A Legendary Bartender’s Last Drink Before Dying
Brad Thomas Parsons interviewed bartenders across the country, including Toby Cecchini, about their desired final drink before dying for his new book, “Last Call.”
Toby Cecchini, a self-described “senior statesman” of the bar world, has been tending bar for thirty-one years. The Madison, Wisconsin, native was living in Paris but moved to New York to chase after a girlfriend. That didn’t work out, but wandering the city streets ended up steering the direction of his career when he walked past the Odeon, the legendary Tribeca bistro whose neon sign illuminated the downtown scene in Lower Manhattan in the 1980s, drawing a cast of boldface regulars. “I had read Bright Lights, Big City when I was Paris,” says Cecchini, of Jay McInerney’s breakout 1984 debut novel that featured an illustration of the Odeon on the cover, “and was walking around New York kind of destitute when I looked up and there was the neon Odeon sign.
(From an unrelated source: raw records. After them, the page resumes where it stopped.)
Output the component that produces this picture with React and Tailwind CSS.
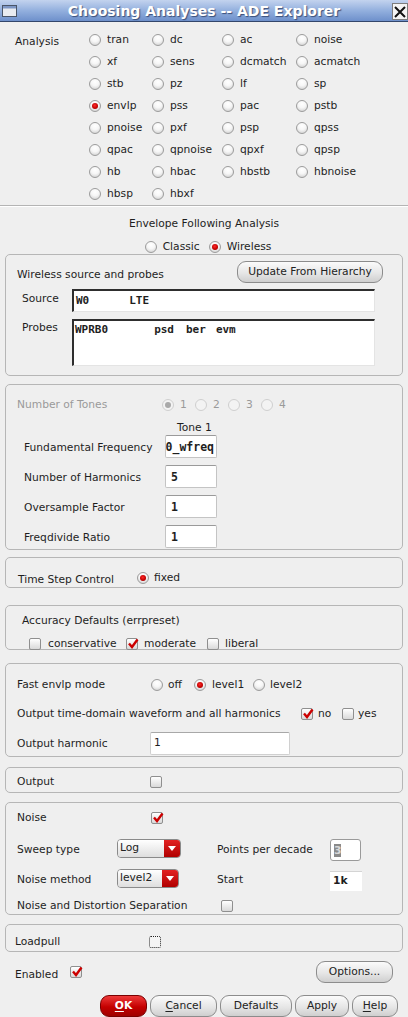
import React from "react";

function Radio({ checked, disabled, className = "" }) {
  return (
    <span
      className={`inline-flex items-center justify-center shrink-0 w-[12px] h-[12px] rounded-full border ${
        disabled
          ? "border-[#cfcfcf] bg-[#f3f3f3]"
          : "border-[#9c9c9c] bg-[radial-gradient(circle_at_50%_30%,#ffffff_0%,#f6f6f6_45%,#c9c9c9_100%)]"
      } ${className}`}
    >
      {checked && (
        <span
          className={`w-[6px] h-[6px] rounded-full ${
            disabled ? "bg-[#a9a9a9]" : "bg-[radial-gradient(circle_at_45%_40%,#ff2a2a_0%,#c00000_60%,#800000_100%)]"
          }`}
        />
      )}
    </span>
  );
}

function Check({ checked, dotted }) {
  return (
    <span
      className={`relative inline-flex shrink-0 w-[12px] h-[12px] rounded-[2px] ${
        dotted
          ? "border border-dotted border-[#222] bg-[#f4f4f4]"
          : "border border-[#8f8f8f] bg-[linear-gradient(#ffffff,#d9d9d9)]"
      }`}
    >
      {checked && (
        <svg viewBox="0 0 12 12" className="absolute left-[0px] top-[-1px] w-[12px] h-[12px]">
          <path d="M2 5.5 L5 9 L10.5 1.5" stroke="#cc0000" strokeWidth="2.4" fill="none" strokeLinejoin="miter" />
        </svg>
      )}
    </span>
  );
}

function Pill({ children, className = "" }) {
  return (
    <div
      className={`flex items-center justify-center rounded-[9px] border border-[#8c8c8c] bg-[linear-gradient(#fbfbfb,#e6e6e6_55%,#cfcfcf)] text-[#222] ${className}`}
    >
      {children}
    </div>
  );
}

function Dropdown({ label, w }) {
  return (
    <div className={`flex h-[19px] ${w} rounded-[4px] border border-[#8a8a8a] overflow-hidden`}>
      <div className="flex-1 flex items-center pl-[2px] bg-[linear-gradient(#ffffff,#dedede)] text-[#222]">{label}</div>
      <div className="w-[16px] flex items-center justify-center bg-[linear-gradient(#e22222,#b00000)]">
        <svg viewBox="0 0 8 5" className="w-[8px] h-[5px]">
          <path d="M0 0 L8 0 L4 5 Z" fill="#ffffff" />
        </svg>
      </div>
    </div>
  );
}

const sunken =
  "bg-white border-t-[2px] border-l-[2px] border-r border-b border-t-[#2e2e2e] border-l-[#2e2e2e] border-r-[#e4e4e4] border-b-[#e4e4e4]";
const lightInput =
  "bg-white border border-[#c4c4c4] border-t-[#9a9a9a] rounded-[2px]";

const Group = ({ className = "", children }) => (
  <div className={`mx-[5px] box-border rounded-[5px] border border-[#b6b6b6] flex flex-col ${className}`}>{children}</div>
);

export default function App() {
  const analyses = [
    ["tran", "dc", "ac", "noise"],
    ["xf", "sens", "dcmatch", "acmatch"],
    ["stb", "pz", "lf", "sp"],
    ["envlp", "pss", "pac", "pstb"],
    ["pnoise", "pxf", "psp", "qpss"],
    ["qpac", "qpnoise", "qpxf", "qpsp"],
    ["hb", "hbac", "hbstb", "hbnoise"],
    ["hbsp", "hbxf", null, null],
  ];
  const colW = ["w-[63px]", "w-[70px]", "w-[74px]", "w-[80px]"];

  return (
    <div className="w-[408px] h-[1017px] overflow-hidden bg-[#efefef] text-[#1e1e1e] font-['DejaVu_Sans',sans-serif] text-[10.7px] leading-[16px] flex flex-col">
      {/* Title bar */}
      <div className="relative h-[22px] shrink-0 flex items-center justify-center bg-[linear-gradient(#c3d3ee,#93b0de_50%,#6e90cb)] border-b border-[#33466b]">
        <svg viewBox="0 0 15 12" className="absolute left-[2px] top-[5px] w-[15px] h-[12px]">
          <rect x="0.5" y="0.5" width="14" height="11" fill="#e8ebf0" stroke="#4a5568" />
          <rect x="1" y="1" width="13" height="2.5" fill="#7d96c4" />
        </svg>
        <span className="text-white font-bold text-[14px] leading-[18px] [text-shadow:1px_1px_1px_#3a4f7a]">
          Choosing Analyses -- ADE Explorer
        </span>
        <div className="absolute right-0 top-[3px] w-[16px] h-[17px] bg-[#f4f4f4] border border-[#7d7d7d] flex items-center justify-center">
          <svg viewBox="0 0 12 12" className="w-[12px] h-[12px]">
            <path d="M1 1 L11 11 M11 1 L1 11" stroke="#111" strokeWidth="2" />
          </svg>
        </div>
      </div>

      {/* Analysis */}
      <div className="flex pt-[7px]">
        <div className="w-[89px] pl-[15px] pt-[5px] leading-[16px]">Analysis</div>
        <div className="flex flex-col">
          {analyses.map((row, ri) => (
            <div key={ri} className="flex h-[22px] items-center">
              {row.map((a, ci) => (
                <div key={ci} className={`${colW[ci]} flex items-center`}>
                  {a && (
                    <>
                      <Radio checked={a === "envlp"} />
                      <span className="ml-[6px]">{a}</span>
                    </>
                  )}
                </div>
              ))}
            </div>
          ))}
        </div>
      </div>
      <div className="h-px bg-[#b4b4b4] border-b border-white box-content" />

      {/* Envelope header */}
      <div className="mt-[8px] h-[18px] flex items-center justify-center">Envelope Following Analysis</div>
      <div className="mt-[8px] h-[13px] flex items-center justify-center pl-[8px]">
        <Radio />
        <span className="ml-[6px]">Classic</span>
        <Radio checked className="ml-[9px]" />
        <span className="ml-[6px]">Wireless</span>
      </div>

      {/* Group 1: Wireless */}
      <Group className="h-[123px]">
        <div className="pt-[6px] flex items-center h-[28px] pl-[11px] pr-[19px]">
          <span className="mt-[6px]">Wireless source and probes</span>
          <Pill className="ml-auto w-[146px] h-[22px]">Update From Hierarchy</Pill>
        </div>
        <div className="mt-[6px] flex items-center">
          <div className="w-[66px] pl-[16px] mt-[-2px]">Source</div>
          <div className={`w-[303px] h-[23px] ${sunken} flex items-center pl-[2px] font-['DejaVu_Sans_Mono',monospace] font-bold text-[11px] whitespace-pre`}>
            <span>W0</span>
            <span className="ml-[40px]">LTE</span>
          </div>
        </div>
        <div className="mt-[7px] flex items-start">
          <div className="w-[66px] pl-[16px] pt-[1px]">Probes</div>
          <div className={`w-[303px] h-[47px] ${sunken} pl-[1px] pt-[1px] font-['DejaVu_Sans_Mono',monospace] font-bold text-[11px] whitespace-pre flex`}>
            <span>WPRB0</span>
            <span className="ml-[46px]">psd</span>
            <span className="ml-[12px]">ber</span>
            <span className="ml-[10px]">evm</span>
          </div>
        </div>
      </Group>

      {/* Group 2: Tones */}
      <Group className="mt-[8px] h-[167px]">
        <div className="pt-[12px] h-[27px] flex items-center">
          <div className="w-[156px] pl-[11px] text-[#9a9a9a]">Number of Tones</div>
          {["1", "2", "3", "4"].map((t) => (
            <div key={t} className="w-[33px] flex items-center text-[#9a9a9a]">
              <Radio disabled checked={t === "1"} />
              <span className="ml-[6px]">{t}</span>
            </div>
          ))}
        </div>
        <div className="mt-[9px] h-[14px] leading-[14px] pl-[171px]">Tone 1</div>
        {[
          ["Fundamental Frequency", "W0_wfreq", true],
          ["Number of Harmonics", "5"],
          ["Oversample Factor", "1"],
          ["Freqdivide Ratio", "1"],
        ].map(([l, v, right], i) => (
          <div key={l} className={`flex items-center h-[23px] ${i === 0 ? "mt-[0px]" : "mt-[7px]"}`}>
            <div className="w-[159px] pl-[18px] mt-[2px]">{l}</div>
            <div
              className={`w-[52px] h-[23px] ${lightInput} flex items-center overflow-hidden whitespace-nowrap font-['DejaVu_Sans_Mono',monospace] font-bold text-[11.5px] ${
                right ? "justify-end pr-[2px]" : "pl-[5px]"
              }`}
            >
              {v}
            </div>
          </div>
        ))}
      </Group>

      {/* Group 3: Time step */}
      <Group className="mt-[7px] h-[31px]">
        <div className="pt-[12px] flex items-center h-[28px]">
          <div className="w-[131px] pl-[12px] mt-[3px]">Time Step Control</div>
          <Radio checked />
          <span className="ml-[5px]">fixed</span>
        </div>
      </Group>

      {/* Group 4: Accuracy */}
      <Group className="mt-[17px] h-[45px]">
        <div className="pt-[7px] h-[23px] pl-[16px] flex items-center">Accuracy Defaults (errpreset)</div>
        <div className="mt-[7px] h-[16px] pl-[23px] flex items-center">
          <div className="w-[97px] flex items-center">
            <Check />
            <span className="ml-[7px]">conservative</span>
          </div>
          <div className="w-[81px] flex items-center">
            <Check checked />
            <span className="ml-[6px]">moderate</span>
          </div>
          <div className="flex items-center">
            <Check />
            <span className="ml-[6px]">liberal</span>
          </div>
        </div>
      </Group>

      {/* Group 5: Fast envlp */}
      <Group className="mt-[13px] h-[95px]">
        <div className="pt-[13px] h-[29px] flex items-center">
          <div className="w-[145px] pl-[11px]">Fast envlp mode</div>
          <div className="w-[43px] flex items-center">
            <Radio />
            <span className="ml-[5px]">off</span>
          </div>
          <div className="w-[59px] flex items-center">
            <Radio checked />
            <span className="ml-[6px]">level1</span>
          </div>
          <div className="flex items-center">
            <Radio />
            <span className="ml-[5px]">level2</span>
          </div>
        </div>
        <div className="mt-[13px] h-[16px] flex items-center">
          <div className="w-[295px] pl-[11px] whitespace-nowrap">Output time-domain waveform and all harmonics</div>
          <div className="w-[41px] flex items-center">
            <Check checked />
            <span className="ml-[5px]">no</span>
          </div>
          <div className="flex items-center">
            <Check />
            <span className="ml-[4px]">yes</span>
          </div>
        </div>
        <div className="mt-[10px] h-[23px] flex items-center">
          <div className="w-[144px] pl-[11px] mt-[1px]">Output harmonic</div>
          <div className="w-[140px] h-[23px] bg-white border border-[#d0d0d0] border-t-[#a8a8a8] rounded-[2px] flex items-center pl-[3px]">1</div>
        </div>
      </Group>

      {/* Group 6: Output */}
      <Group className="mt-[10px] h-[26px]">
        <div className="pt-[6px] h-[22px] flex items-center">
          <div className="w-[144px] pl-[11px]">Output</div>
          <Check />
        </div>
      </Group>

      {/* Group 7: Noise */}
      <Group className="mt-[9px] h-[113px]">
        <div className="pt-[7px] h-[23px] flex items-center">
          <div className="w-[145px] pl-[11px]">Noise</div>
          <Check checked />
        </div>
        <div className="mt-[10px] h-[24px] flex items-center">
          <div className="w-[111px] pl-[11px] mt-[3px]">Sweep type</div>
          <Dropdown label="Log" w="w-[64px]" />
          <div className="ml-[36px] w-[113px] mt-[3px]">Points per decade</div>
          <div className="w-[31px] h-[22px] mt-[4px] bg-white border border-[#9a9a9a] rounded-[3px] flex items-center pl-[3px] font-bold">
            <span className="bg-[#8a8a8a] text-[#d8d8d8] leading-[13px]">3</span>
          </div>
        </div>
        <div className="mt-[6px] h-[24px] flex items-center">
          <div className="w-[111px] pl-[11px] mt-[3px]">Noise method</div>
          <Dropdown label="level2" w="w-[62px]" />
          <div className="ml-[38px] w-[113px] mt-[3px]">Start</div>
          <div className="w-[32px] h-[20px] mt-[5px] bg-white border-t border-t-[#d4d4d4] flex items-center pl-[3px] font-bold">1k</div>
        </div>
        <div className="mt-[8px] h-[16px] flex items-center">
          <div className="w-[215px] pl-[11px] whitespace-nowrap">Noise and Distortion Separation</div>
          <Check />
        </div>
      </Group>

      {/* Group 8: Loadpull */}
      <Group className="mt-[9px] h-[28px]">
        <div className="pt-[9px] h-[25px] flex items-center">
          <div className="w-[143px] pl-[9px]">Loadpull</div>
          <Check dotted />
        </div>
      </Group>

      {/* Enabled / Options */}
      <div className="mt-[9px] h-[22px] flex items-center pl-[15px] pr-[15px]">
        <div className="w-[55px] mt-[5px]">Enabled</div>
        <Check checked />
        <Pill className="ml-auto w-[77px] h-[22px]">Options...</Pill>
      </div>

      {/* Bottom buttons */}
      <div className="mt-[12px] h-[22px] shrink-0 flex items-start pl-[100px] gap-[3px]">
        <div className="w-[47px] h-[22px] rounded-[9px] border border-[#7a0000] bg-[linear-gradient(#ee3a3a,#c40000_55%,#a00000)] flex items-center justify-center text-white font-bold">
          <span className="underline underline-offset-2">O</span>K
        </div>
        <Pill className="w-[67px] h-[22px]">
          <span className="underline underline-offset-2">C</span>ancel
        </Pill>
        <Pill className="w-[72px] h-[22px]">Defaults</Pill>
        <Pill className="w-[54px] h-[22px]">Apply</Pill>
        <Pill className="w-[46px] h-[22px]">
          <span className="underline underline-offset-2">H</span>elp
        </Pill>
      </div>
    </div>
  );
}
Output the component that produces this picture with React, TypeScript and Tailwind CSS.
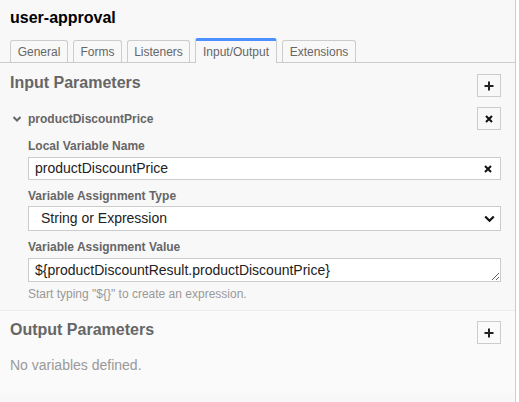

I said to myself, Hey, that’s the cover of that book. And I literally walked in and was greeted with, ‘Yes, can I help you?’ And I said, ‘Yes, I would like a job I think.’” Cecchini’s legacy lives on at the Odeon due to creating a certain pink-hued cocktail that became a pop-culture phenomenon.
Living in Brooklyn, Cecchini was one of the many people to walk past the long-shuttered Long Island Restaurant on the corner of Atlantic and Henry in Cobble Hill and shake his head in disbelief at the potential of the historic space and its art deco bar and glorious but long-dark neon sign. “The story went that three Spanish women owned it and they wouldn’t talk to anybody. Every restaurateur in the city was trying to get in there.” Cecchini eventually managed to arrange a walk-through of the space with Emma Sullivan, who had run the bar with her husband, Buddy, and her two cousins, Pepita and Maruja. Alperin. The bar seemed frozen in time, as if they had shut down and locked the doors after a long-ago last call. Sullivan sized up Cecchini and didn’t believe he was a bartender—he was too professional-looking—until Cecchini showed her his calloused, banged-up hands, still rough from years behind the bar. Once he established his bona fides as a bartender, there was a spirited conversation and the impromptu interview turned into a handshake deal. Soon he and his business partner took over the lease and the neon sign was back on in 2013. “My basic philosophy is that we have this amazing space,” says Cecchini. “I want a really easygoing place where you walk in and think the food and drink are unnecessarily good. People are working super hard behind the scenes to make a very casual-looking place elevated.”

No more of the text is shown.